Love isn’t guaranteed. It’s something someone decides to give you and that choice can change your whole life. I learned that the hard way when my mother left me at three years old. I don’t remember her face or her voice, but I remember what it felt like to be left behind. It’s a kind of silence that sticks to your bones.

The man who became my father was a Marine who had just come home from Vietnam. He’d been through things he never talked about, but I could tell he carried a lot inside him. One day he told me, “Your mother left you with me to babysit and never came back. I couldn’t let you go.” So he didn’t. He brought me home and made me his daughter. In 1978, it became official, but really, he had already been my dad long before that.

He was quiet and humble, not one for big speeches. He showed love in small, steady ways, calling every morning to say he loved me, packing my lunch, helping me with homework, saving up to send me to a good school. He worked hard and never complained. I always felt safe with him. When I was older, he left his job and joined the seminary to become a priest. That was who he was a man who gave, who served, who loved without expecting anything back.
Still, there was a part of me that always felt incomplete. I didn’t look like anyone in my family. I didn’t have baby pictures or stories from when I was little. Kids at school would ask, “What are you?” I never knew how to answer. I felt different in ways I couldn’t explain.
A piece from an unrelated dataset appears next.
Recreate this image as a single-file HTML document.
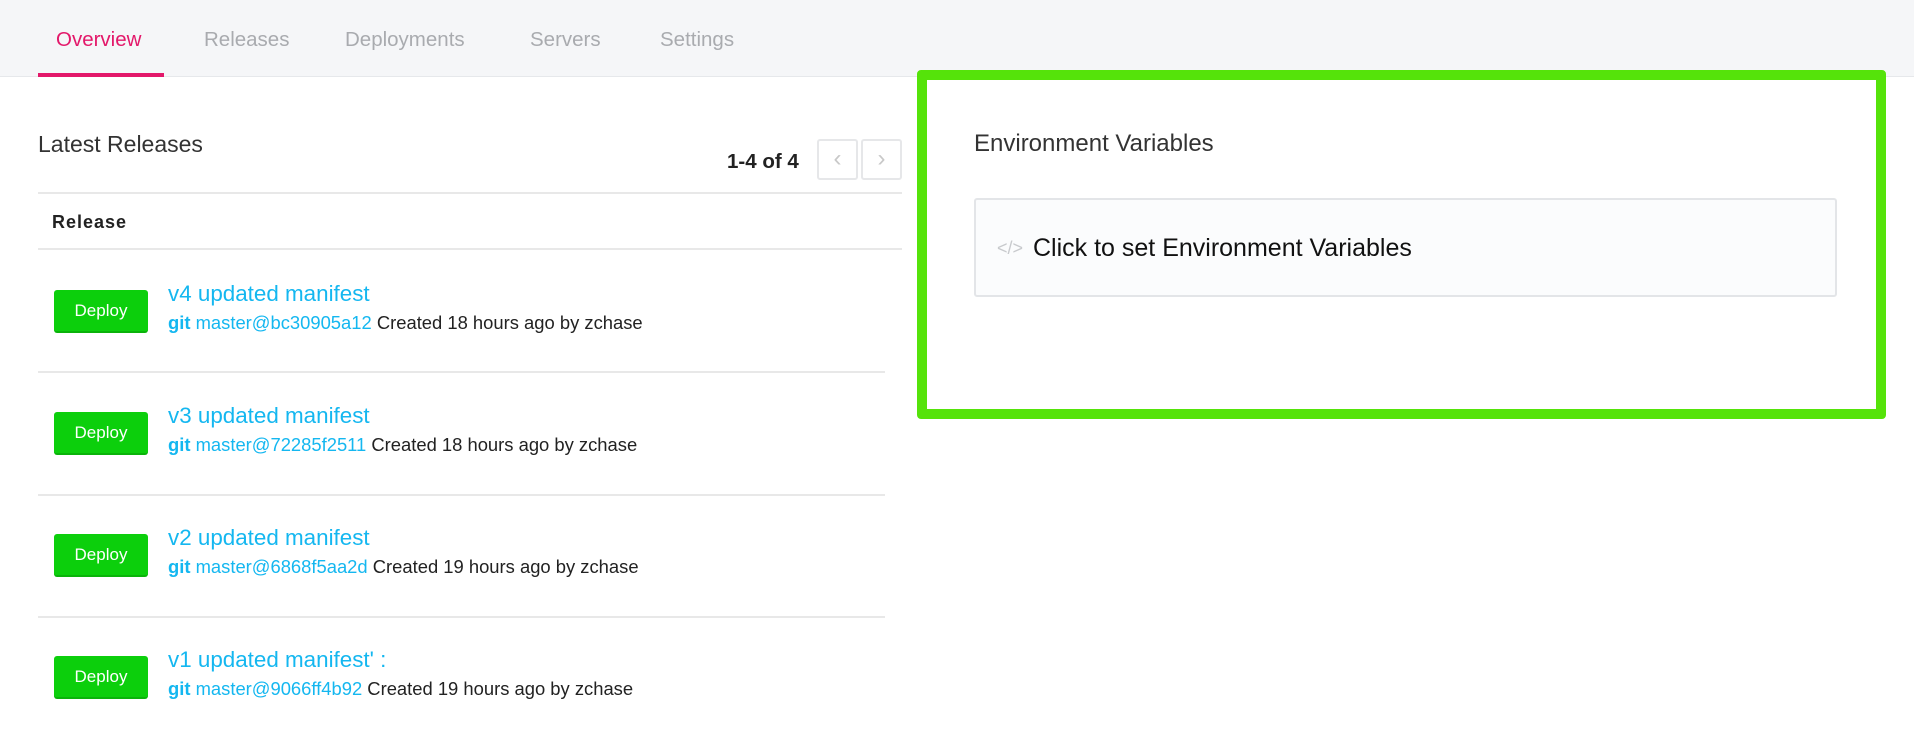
<!DOCTYPE html>
<html><head><meta charset="utf-8"><style>
*{margin:0;padding:0;box-sizing:border-box}
body{width:1914px;height:736px;background:#fff;font-family:"Liberation Sans",sans-serif;position:relative;overflow:hidden;color:#222}
.hdr{position:absolute;left:0;top:0;width:1914px;height:77px;background:#f5f6f8;border-bottom:1px solid #e6e8eb}
.tab{position:absolute;top:28px;font-size:20.5px;color:#a9abaf}
.ul{position:absolute;left:38px;top:73px;width:126px;height:4px;background:#e3186a}
.abs{position:absolute}
.hr{position:absolute;height:2px;background:#e8e8e8}
.btn{position:absolute;left:54px;width:94px;height:43px;background:#0ccf0c;color:#fff;border-radius:3px;font-size:17px;text-align:center;line-height:42px;border-bottom:2px solid #0ab30a}
.t{position:absolute;left:168px;font-size:22.4px;color:#14b7f0}
.m{position:absolute;left:168px;font-size:18.4px;color:#222}
.m b{color:#14b7f0;font-weight:bold}
.m span{color:#14b7f0}
.pg{position:absolute;top:139px;width:41px;height:41px;border:2px solid #e6e7e9;border-radius:3px;color:#c8c8c8;font-size:24px;text-align:center;line-height:36px}
</style></head><body>
<div class="hdr"></div>
<div class="tab" style="left:56px;color:#e3186a">Overview</div>
<div class="tab" style="left:204px">Releases</div>
<div class="tab" style="left:345px">Deployments</div>
<div class="tab" style="left:530px">Servers</div>
<div class="tab" style="left:660px">Settings</div>
<div class="ul"></div>

<div class="abs" style="left:38px;top:131px;font-size:23px;color:#333;font-weight:300">Latest Releases</div>
<div class="abs" style="left:727px;top:150px;font-size:20.5px;font-weight:bold;color:#222">1-4 of 4</div>
<div class="pg" style="left:817px">&#8249;</div>
<div class="pg" style="left:861px">&#8250;</div>
<div class="hr" style="left:38px;top:192px;width:864px"></div>
<div class="abs" style="left:52px;top:212px;font-size:18px;font-weight:bold;letter-spacing:1px">Release</div>
<div class="hr" style="left:38px;top:248px;width:864px"></div>

<div class="btn" style="top:290px">Deploy</div>
<div class="t" style="top:281px">v4 updated manifest</div>
<div class="m" style="top:312px"><b>git</b> <span>master@bc30905a12</span> Created 18 hours ago by zchase</div>
<div class="hr" style="left:38px;top:371px;width:847px"></div>

<div class="btn" style="top:412px">Deploy</div>
<div class="t" style="top:403px">v3 updated manifest</div>
<div class="m" style="top:434px"><b>git</b> <span>master@72285f2511</span> Created 18 hours ago by zchase</div>
<div class="hr" style="left:38px;top:494px;width:847px"></div>

<div class="btn" style="top:534px">Deploy</div>
<div class="t" style="top:525px">v2 updated manifest</div>
<div class="m" style="top:556px"><b>git</b> <span>master@6868f5aa2d</span> Created 19 hours ago by zchase</div>
<div class="hr" style="left:38px;top:616px;width:847px"></div>

<div class="btn" style="top:656px">Deploy</div>
<div class="t" style="top:647px">v1 updated manifest' :</div>
<div class="m" style="top:678px"><b>git</b> <span>master@9066ff4b92</span> Created 19 hours ago by zchase</div>

<div class="abs" style="left:917px;top:70px;width:969px;height:349px;border:10px solid #55e30a;border-radius:4px;background:#fff"></div>
<div class="abs" style="left:974px;top:130px;font-size:24px;color:#333;font-weight:300">Environment Variables</div>
<div class="abs" style="left:974px;top:198px;width:863px;height:99px;background:#fbfcfd;border:2px solid #e3e5e8;border-radius:3px"></div>
<div class="abs" style="left:997px;top:238px;font-size:18px;color:#c8cacd">&lt;/&gt;</div>
<div class="abs" style="left:1033px;top:234px;font-size:25px;color:#111">Click to set Environment Variables</div>
</body></html>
As a teenager, I struggled with self-doubt. I remember freezing during a class speech, shaking so hard I could barely talk, and running out of the room in tears. Everyone saw a nervous girl, I felt like a failure. My dad always told me I was special, but a small voice inside kept whispering, If you were really special, your mom would’ve stayed.
College was the first time I started to see myself differently. A professor noticed I had a gift for writing and encouraged me to study communications. For the first time, I felt like I had something that was mine, something that didn’t depend on anyone else. It gave me direction, confidence, and hope.

But the biggest turning point in my life came years later, when I became a mother. The moment I held my son, I felt something shift inside me. Looking into his tiny face, I saw my reflection for the first time in another human being. That feeling that sense of connection, it healed something deep that had been broken since childhood. All the questions and self-doubt faded. I finally understood what unconditional love felt like.
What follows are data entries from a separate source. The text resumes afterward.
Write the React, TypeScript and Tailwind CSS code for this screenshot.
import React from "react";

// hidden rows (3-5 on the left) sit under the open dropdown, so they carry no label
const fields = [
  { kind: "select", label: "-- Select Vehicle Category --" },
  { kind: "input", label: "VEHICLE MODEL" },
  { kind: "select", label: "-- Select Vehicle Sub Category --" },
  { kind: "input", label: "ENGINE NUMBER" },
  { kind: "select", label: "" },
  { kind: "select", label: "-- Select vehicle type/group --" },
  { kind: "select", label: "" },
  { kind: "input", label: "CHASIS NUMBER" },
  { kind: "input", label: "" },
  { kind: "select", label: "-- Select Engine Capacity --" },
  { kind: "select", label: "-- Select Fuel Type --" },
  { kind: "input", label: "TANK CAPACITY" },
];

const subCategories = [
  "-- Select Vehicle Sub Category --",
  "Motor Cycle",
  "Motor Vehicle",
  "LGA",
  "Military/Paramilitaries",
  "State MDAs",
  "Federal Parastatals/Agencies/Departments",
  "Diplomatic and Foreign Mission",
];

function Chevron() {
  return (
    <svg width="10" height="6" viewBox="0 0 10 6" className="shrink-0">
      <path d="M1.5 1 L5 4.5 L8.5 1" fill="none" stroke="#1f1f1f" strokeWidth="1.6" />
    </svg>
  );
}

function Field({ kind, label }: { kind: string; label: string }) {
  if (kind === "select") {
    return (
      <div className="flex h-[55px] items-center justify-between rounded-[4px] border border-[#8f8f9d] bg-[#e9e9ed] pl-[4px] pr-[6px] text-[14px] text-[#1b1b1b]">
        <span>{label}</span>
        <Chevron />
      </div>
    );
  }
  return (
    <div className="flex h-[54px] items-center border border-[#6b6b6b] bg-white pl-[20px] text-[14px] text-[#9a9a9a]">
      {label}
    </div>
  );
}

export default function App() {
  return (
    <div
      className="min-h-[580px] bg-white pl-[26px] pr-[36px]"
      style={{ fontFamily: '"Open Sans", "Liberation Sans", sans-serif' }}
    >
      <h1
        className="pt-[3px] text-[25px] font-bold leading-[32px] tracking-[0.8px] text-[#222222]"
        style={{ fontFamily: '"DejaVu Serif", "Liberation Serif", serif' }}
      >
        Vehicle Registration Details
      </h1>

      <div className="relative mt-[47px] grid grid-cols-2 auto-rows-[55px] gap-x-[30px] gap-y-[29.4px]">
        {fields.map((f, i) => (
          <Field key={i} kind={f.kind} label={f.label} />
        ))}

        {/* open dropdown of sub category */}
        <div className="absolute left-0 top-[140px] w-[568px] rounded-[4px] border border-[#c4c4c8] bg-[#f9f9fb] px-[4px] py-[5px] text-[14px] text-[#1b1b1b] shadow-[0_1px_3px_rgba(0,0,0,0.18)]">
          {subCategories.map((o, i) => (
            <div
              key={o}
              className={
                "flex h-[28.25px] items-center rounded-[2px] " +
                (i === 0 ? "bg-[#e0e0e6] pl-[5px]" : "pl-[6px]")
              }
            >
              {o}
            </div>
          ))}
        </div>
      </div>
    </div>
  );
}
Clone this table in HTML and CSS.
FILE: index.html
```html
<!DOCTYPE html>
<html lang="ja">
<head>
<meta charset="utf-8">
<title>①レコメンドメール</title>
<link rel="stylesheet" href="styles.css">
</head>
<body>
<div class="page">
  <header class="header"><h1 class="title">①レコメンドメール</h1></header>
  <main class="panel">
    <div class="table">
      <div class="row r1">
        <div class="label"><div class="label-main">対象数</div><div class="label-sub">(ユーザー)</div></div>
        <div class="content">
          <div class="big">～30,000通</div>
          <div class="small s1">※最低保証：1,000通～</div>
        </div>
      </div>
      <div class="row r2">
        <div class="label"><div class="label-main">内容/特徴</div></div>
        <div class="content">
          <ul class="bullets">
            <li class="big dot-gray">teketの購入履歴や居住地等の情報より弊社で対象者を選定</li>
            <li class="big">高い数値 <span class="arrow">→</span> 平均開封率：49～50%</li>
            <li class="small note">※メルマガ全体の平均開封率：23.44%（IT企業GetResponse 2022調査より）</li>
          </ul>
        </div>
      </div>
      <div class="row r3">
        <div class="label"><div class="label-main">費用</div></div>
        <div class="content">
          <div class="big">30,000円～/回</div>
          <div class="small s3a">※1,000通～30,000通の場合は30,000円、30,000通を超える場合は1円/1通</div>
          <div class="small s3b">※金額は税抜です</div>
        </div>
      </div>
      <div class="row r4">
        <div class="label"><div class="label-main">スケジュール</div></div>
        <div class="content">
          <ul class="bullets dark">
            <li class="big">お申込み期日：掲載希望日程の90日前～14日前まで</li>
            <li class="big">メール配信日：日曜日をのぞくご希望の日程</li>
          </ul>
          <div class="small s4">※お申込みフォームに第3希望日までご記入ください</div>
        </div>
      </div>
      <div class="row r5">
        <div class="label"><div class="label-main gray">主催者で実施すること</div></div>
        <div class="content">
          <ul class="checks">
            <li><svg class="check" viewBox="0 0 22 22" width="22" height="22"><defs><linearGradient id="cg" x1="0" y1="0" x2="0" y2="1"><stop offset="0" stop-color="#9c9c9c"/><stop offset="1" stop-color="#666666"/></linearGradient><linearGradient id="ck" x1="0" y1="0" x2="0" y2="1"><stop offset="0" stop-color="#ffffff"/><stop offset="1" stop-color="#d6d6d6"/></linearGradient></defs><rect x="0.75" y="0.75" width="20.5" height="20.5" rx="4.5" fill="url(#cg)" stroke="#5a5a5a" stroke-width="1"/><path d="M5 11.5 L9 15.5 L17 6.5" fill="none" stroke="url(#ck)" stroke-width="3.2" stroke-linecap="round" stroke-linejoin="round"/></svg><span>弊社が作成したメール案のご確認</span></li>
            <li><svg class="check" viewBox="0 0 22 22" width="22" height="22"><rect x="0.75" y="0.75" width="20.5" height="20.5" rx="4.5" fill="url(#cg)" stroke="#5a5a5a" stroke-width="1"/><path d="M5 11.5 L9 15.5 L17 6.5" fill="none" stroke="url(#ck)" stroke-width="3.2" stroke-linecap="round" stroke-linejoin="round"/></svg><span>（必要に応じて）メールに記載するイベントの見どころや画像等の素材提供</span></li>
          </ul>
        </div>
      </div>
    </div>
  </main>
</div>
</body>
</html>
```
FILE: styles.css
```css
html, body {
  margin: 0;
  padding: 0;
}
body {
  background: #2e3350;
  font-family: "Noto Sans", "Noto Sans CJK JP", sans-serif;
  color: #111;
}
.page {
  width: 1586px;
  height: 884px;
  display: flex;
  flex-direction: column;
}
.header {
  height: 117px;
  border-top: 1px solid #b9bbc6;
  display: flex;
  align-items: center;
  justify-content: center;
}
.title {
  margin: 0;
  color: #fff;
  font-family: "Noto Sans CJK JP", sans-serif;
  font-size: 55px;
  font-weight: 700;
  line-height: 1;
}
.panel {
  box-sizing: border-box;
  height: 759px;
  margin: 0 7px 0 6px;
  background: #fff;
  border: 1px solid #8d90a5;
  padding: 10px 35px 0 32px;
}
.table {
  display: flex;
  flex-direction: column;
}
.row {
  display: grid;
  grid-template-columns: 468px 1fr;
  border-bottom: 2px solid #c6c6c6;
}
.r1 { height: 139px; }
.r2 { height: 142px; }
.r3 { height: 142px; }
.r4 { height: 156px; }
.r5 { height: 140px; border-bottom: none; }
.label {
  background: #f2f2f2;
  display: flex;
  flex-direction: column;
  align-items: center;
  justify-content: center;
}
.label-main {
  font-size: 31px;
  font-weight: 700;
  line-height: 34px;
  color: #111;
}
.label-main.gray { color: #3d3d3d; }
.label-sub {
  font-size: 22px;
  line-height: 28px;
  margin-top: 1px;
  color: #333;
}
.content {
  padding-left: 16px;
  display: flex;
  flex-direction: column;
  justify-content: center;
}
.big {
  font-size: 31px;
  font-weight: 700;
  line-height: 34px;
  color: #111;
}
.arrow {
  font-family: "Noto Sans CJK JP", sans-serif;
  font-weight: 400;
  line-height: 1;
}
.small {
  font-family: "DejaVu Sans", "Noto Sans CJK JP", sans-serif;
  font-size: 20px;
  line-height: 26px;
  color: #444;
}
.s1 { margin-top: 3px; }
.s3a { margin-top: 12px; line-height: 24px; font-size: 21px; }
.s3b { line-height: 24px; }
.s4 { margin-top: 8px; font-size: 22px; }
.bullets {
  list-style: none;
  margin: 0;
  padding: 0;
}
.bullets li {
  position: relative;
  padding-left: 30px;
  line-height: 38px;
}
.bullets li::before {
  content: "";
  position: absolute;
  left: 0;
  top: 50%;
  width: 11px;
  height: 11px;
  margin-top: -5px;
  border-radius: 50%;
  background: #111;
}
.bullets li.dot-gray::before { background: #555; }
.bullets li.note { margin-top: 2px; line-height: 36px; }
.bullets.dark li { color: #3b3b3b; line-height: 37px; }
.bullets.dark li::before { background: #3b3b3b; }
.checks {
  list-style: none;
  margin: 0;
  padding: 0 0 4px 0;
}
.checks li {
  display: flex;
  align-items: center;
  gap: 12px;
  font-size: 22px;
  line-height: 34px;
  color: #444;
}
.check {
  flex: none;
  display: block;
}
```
When my son joined the Navy and left home, I thought I was ready. I wasn’t. Watching him go brought all those old feelings of loss rushing back. The sadness was so heavy it surprised me. But this time, I understood where it came from. Adoption had taught me that grief never truly leaves you, it just changes shape.
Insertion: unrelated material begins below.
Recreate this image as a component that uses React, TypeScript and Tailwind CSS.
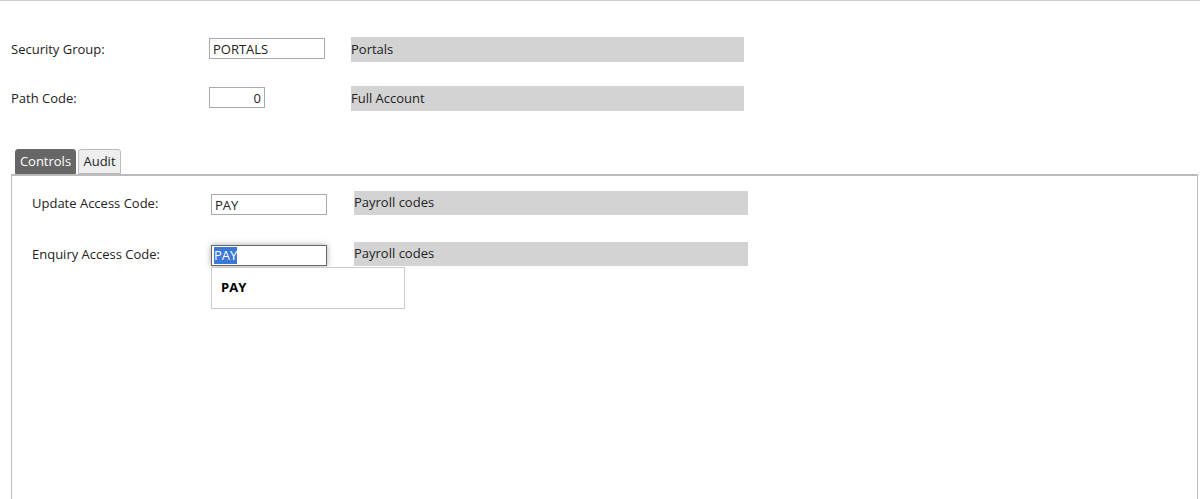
import { useState } from "react";

const font = { fontFamily: '"Open Sans", "Noto Sans", sans-serif' };

function Lookup({ children, className }: { children: string; className: string }) {
  return (
    <div className={`flex items-center bg-[#d3d3d3] text-[13px] text-[#222] ${className}`}>
      {children}
    </div>
  );
}

export default function App() {
  const [tab, setTab] = useState("Controls");

  return (
    <div style={font} className="h-[499px] overflow-hidden border-t border-[#cccccc] bg-white text-[13px] text-[#222]">
      <div className="pl-[11px] pt-[36px]">
        <div className="flex h-[25px] items-center">
          <label className="w-[198px]">Security Group:</label>
          <input
            readOnly
            value="PORTALS"
            className="mb-[2px] h-[21px] w-[116px] border border-[#aaa] px-[3px] text-[13px] outline-none"
          />
          <Lookup className="ml-[26px] h-[25px] w-[393px]">Portals</Lookup>
        </div>

        <div className="mt-[24px] flex h-[25px] items-center">
          <label className="w-[198px]">Path Code:</label>
          <input
            readOnly
            value="0"
            className="mb-[2px] h-[21px] w-[56px] border border-[#aaa] px-[3px] text-right text-[13px] outline-none"
          />
          <Lookup className="ml-[86px] h-[25px] w-[393px]">Full Account</Lookup>
        </div>
      </div>

      <div className="mt-[38px] flex gap-[2px] pl-[15px]">
        {["Controls", "Audit"].map((name) => (
          <button
            key={name}
            onClick={() => setTab(name)}
            className={
              tab === name
                ? "h-[25px] w-[61px] rounded-t-[3px] border border-[#666] bg-[#666] text-[13px] text-white"
                : "h-[25px] w-[43px] rounded-t-[3px] border border-[#bbb] bg-[#eee] text-[13px] text-[#222]"
            }
          >
            {name}
          </button>
        ))}
      </div>

      <div className="ml-[11px] h-[330px] w-[1187px] border-x border-t-2 border-[#bbb] pl-[20px] pt-[15px]">
        <div className="flex h-[24px] items-center">
          <label className="mt-[2px] w-[179px]">Update Access Code:</label>
          <input
            readOnly
            value="PAY"
            className="mt-[3px] h-[21px] w-[116px] border border-[#aaa] px-[3px] text-[13px] outline-none"
          />
          <Lookup className="ml-[27px] h-[24px] w-[394px]">Payroll codes</Lookup>
        </div>

        <div className="mt-[27px] flex h-[24px] items-center">
          <label className="mt-[2px] w-[179px]">Enquiry Access Code:</label>
          <div className="relative mt-[3px]">
            <div className="flex h-[21px] w-[116px] items-center border border-[#666] px-[2px] shadow-[0_0_6px_rgba(0,0,0,0.35)]">
              <span className="bg-[#3c78d8] leading-[17px] text-white">PAY</span>
            </div>
            <div className="absolute left-0 top-[22px] z-10 flex h-[42px] w-[194px] items-center border border-[#ccc] bg-white pl-[9px] font-bold text-[13px] text-black">
              PAY
            </div>
          </div>
          <Lookup className="ml-[27px] h-[24px] w-[394px]">Payroll codes</Lookup>
        </div>
      </div>
    </div>
  );
}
Years later, I found love again. My husband listens, really listens. He doesn’t try to fix me or tell me to move on. He simply stays. His presence feels like peace.
My story started with loss, but it didn’t end there. I’ve learned that love doesn’t erase pain, it gives it meaning. Healing doesn’t happen overnight; it happens through the people who stay, the moments of courage, and the quiet decision to love yourself, even when it’s hard.

The love that found me didn’t come from where I expected. But it came, and it saved me.